Data shown:
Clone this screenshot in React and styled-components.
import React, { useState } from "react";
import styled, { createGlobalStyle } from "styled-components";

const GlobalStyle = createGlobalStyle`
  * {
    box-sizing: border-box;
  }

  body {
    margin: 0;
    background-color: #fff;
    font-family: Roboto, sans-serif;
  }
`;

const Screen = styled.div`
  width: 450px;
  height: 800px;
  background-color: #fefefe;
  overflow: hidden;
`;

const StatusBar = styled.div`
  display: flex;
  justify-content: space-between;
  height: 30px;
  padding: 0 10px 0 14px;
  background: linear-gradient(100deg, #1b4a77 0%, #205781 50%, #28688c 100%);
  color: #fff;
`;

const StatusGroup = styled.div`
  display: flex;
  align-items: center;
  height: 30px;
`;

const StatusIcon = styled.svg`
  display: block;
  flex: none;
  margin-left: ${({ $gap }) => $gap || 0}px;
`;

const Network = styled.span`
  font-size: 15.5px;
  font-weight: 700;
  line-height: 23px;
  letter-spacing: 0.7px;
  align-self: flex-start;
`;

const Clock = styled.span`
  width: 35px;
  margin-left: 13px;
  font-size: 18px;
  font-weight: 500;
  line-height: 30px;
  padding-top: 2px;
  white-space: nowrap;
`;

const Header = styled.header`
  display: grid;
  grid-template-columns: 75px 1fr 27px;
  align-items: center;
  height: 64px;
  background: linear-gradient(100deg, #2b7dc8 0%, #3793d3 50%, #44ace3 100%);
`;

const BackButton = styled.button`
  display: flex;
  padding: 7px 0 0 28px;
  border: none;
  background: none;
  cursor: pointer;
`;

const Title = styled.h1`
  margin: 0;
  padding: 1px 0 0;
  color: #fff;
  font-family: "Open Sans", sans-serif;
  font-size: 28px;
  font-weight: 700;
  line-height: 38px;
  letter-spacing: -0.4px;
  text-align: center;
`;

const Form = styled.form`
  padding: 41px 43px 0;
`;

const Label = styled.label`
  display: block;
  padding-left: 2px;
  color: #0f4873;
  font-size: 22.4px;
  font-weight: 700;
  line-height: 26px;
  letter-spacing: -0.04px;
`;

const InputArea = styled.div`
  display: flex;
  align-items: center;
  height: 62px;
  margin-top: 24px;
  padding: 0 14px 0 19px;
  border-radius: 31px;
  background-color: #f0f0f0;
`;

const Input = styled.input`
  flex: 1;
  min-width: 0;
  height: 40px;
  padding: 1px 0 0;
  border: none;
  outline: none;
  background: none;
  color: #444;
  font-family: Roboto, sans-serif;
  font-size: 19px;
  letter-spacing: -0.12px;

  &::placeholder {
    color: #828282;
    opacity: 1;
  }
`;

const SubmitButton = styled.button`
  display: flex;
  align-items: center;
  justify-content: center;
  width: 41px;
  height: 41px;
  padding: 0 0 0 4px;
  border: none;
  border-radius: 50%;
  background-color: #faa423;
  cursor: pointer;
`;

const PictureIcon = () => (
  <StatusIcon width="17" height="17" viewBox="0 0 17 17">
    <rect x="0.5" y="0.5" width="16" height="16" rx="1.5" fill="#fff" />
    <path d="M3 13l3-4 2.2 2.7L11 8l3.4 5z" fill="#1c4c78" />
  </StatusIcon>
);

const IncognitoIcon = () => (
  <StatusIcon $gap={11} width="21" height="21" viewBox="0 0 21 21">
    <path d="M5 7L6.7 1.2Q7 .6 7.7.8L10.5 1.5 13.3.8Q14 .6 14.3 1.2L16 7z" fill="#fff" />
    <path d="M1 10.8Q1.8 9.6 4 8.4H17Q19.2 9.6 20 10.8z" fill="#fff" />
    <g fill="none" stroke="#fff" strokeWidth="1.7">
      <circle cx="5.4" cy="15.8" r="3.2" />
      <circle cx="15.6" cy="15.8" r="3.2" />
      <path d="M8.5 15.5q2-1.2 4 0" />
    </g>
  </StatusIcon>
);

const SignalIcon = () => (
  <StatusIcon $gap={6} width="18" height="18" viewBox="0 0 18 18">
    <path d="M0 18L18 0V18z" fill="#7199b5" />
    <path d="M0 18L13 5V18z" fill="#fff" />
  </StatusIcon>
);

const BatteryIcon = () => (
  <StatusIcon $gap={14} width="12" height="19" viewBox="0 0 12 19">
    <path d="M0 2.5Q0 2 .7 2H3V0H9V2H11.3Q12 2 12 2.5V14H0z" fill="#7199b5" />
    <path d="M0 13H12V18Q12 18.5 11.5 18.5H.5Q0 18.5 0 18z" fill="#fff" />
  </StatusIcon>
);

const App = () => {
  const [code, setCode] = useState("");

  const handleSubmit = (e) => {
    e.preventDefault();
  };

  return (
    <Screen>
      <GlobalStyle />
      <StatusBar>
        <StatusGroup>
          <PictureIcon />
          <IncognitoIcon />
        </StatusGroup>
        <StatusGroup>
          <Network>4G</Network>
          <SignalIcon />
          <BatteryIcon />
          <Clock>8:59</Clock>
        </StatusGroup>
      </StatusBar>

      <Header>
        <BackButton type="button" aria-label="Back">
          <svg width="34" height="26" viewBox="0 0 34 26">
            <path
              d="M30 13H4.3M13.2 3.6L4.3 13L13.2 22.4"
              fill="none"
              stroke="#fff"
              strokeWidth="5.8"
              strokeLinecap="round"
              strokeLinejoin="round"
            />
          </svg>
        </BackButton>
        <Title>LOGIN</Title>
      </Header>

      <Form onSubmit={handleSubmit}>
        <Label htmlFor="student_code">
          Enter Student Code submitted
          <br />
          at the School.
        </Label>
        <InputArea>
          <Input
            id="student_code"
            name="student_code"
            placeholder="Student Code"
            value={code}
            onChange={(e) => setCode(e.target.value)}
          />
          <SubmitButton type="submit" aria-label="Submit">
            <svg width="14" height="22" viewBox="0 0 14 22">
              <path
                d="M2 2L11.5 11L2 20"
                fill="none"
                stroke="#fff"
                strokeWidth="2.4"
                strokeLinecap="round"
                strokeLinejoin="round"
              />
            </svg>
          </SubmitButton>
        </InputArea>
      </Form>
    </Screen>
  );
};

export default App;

Exercise directions:
All lines holding the word "React" should be picked out and copied.

Worked answer:
Clone this screenshot in React and styled-components.
import React, { useState } from "react";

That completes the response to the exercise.